* [Stated exercise] Scan the listing below and copy every line holding "React".
-------- Stored data --------
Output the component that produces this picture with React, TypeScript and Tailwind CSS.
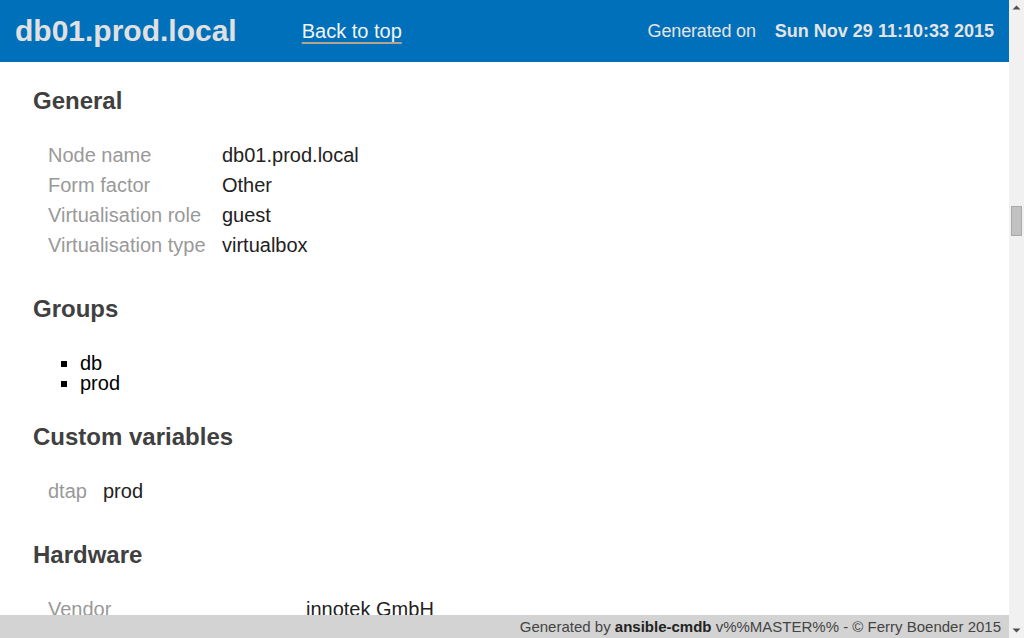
import React from "react";

const general: [string, string][] = [
  ["Node name", "db01.prod.local"],
  ["Form factor", "Other"],
  ["Virtualisation role", "guest"],
  ["Virtualisation type", "virtualbox"],
];

const KeyTable = ({ rows, keyWidth }: { rows: [string, string][]; keyWidth: string }) => (
  <table className="ml-[15px] border-collapse">
    <tbody>
      {rows.map(([k, v]) => (
        <tr key={k} className="h-[30px]">
          <td className={`${keyWidth} p-0 align-middle text-[#999999]`}>{k}</td>
          <td className="p-0 align-middle text-[#222222]">{v}</td>
        </tr>
      ))}
    </tbody>
  </table>
);

const Heading = ({ children, className }: { children: React.ReactNode; className: string }) => (
  <h2 className={`text-[24px] font-bold leading-[28px] text-[#404040] ${className}`}>{children}</h2>
);

export default function App() {
  return (
    <div className="flex h-[638px] w-[1024px] overflow-hidden bg-white font-['Liberation_Sans',Arial,sans-serif]">
      <div className="flex min-w-0 flex-1 flex-col">
        {/* header */}
        <header className="flex h-[62px] shrink-0 items-center bg-[#0070ba] px-[15px]">
          <h1 className="text-[30px] font-bold leading-none text-[#e0e0e0]">db01.prod.local</h1>
          <a
            href="#"
            className="ml-[65px] text-[20px] leading-none text-[#f4f4f4] underline decoration-[#b8a48c] underline-offset-[4px]"
          >
            Back to top
          </a>
          <div className="ml-auto flex items-center text-[18px] leading-none text-[#e4e4e4]">
            <span className="tracking-[-0.15px]">Generated on</span>
            <span className="ml-[19px] font-bold">Sun Nov 29 11:10:33 2015</span>
          </div>
        </header>

        {/* content */}
        <main className="min-h-0 flex-1 overflow-hidden px-[33px] text-[20px] leading-[30px]">
          <Heading className="mt-[25px]">General</Heading>
          <div className="mt-[25px]">
            <KeyTable rows={general} keyWidth="w-[174px]" />
          </div>

          <Heading className="mt-[35px]">Groups</Heading>
          <ul className="mt-[30px] list-[square] pl-[47px] leading-[20px] text-black">
            <li>db</li>
            <li>prod</li>
          </ul>

          <Heading className="mt-[30px]">Custom variables</Heading>
          <div className="mt-[25px]">
            <KeyTable rows={[["dtap", "prod"]]} keyWidth="w-[55px]" />
          </div>

          <Heading className="mt-[35px]">Hardware</Heading>
          <div className="mt-[25px]">
            <KeyTable rows={[["Vendor", "innotek GmbH"]]} keyWidth="w-[258px]" />
          </div>
        </main>

        {/* footer */}
        <footer className="flex h-[23px] shrink-0 items-center justify-end bg-[#d3d3d3] pr-[8px] text-[15px] leading-none text-[#444444]">
          <span>
            Generated by <b className="text-[#222222]">ansible-cmdb</b> v%%MASTER%% - © Ferry Boender 2015
          </span>
        </footer>
      </div>

      {/* scrollbar */}
      <div className="flex w-[15px] shrink-0 flex-col items-center bg-[#f1f1f1]">
        <svg width="15" height="15" viewBox="0 0 15 15" className="shrink-0">
          <path d="M3.5 9.5 L7.5 5.5 L11.5 9.5 Z" fill="#505050" />
        </svg>
        <div className="mt-[191px] h-[30px] w-[11px] border border-[#a9a9a9] bg-[#c1c1c1]" />
        <div className="flex-1" />
        <svg width="15" height="15" viewBox="0 0 15 15" className="shrink-0">
          <path d="M3.5 5.5 L7.5 9.5 L11.5 5.5 Z" fill="#505050" />
        </svg>
      </div>
    </div>
  );
}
--------
* [Complete answer]
Output the component that produces this picture with React, TypeScript and Tailwind CSS.
import React from "react";
const Heading = ({ children, className }: { children: React.ReactNode; className: string }) => (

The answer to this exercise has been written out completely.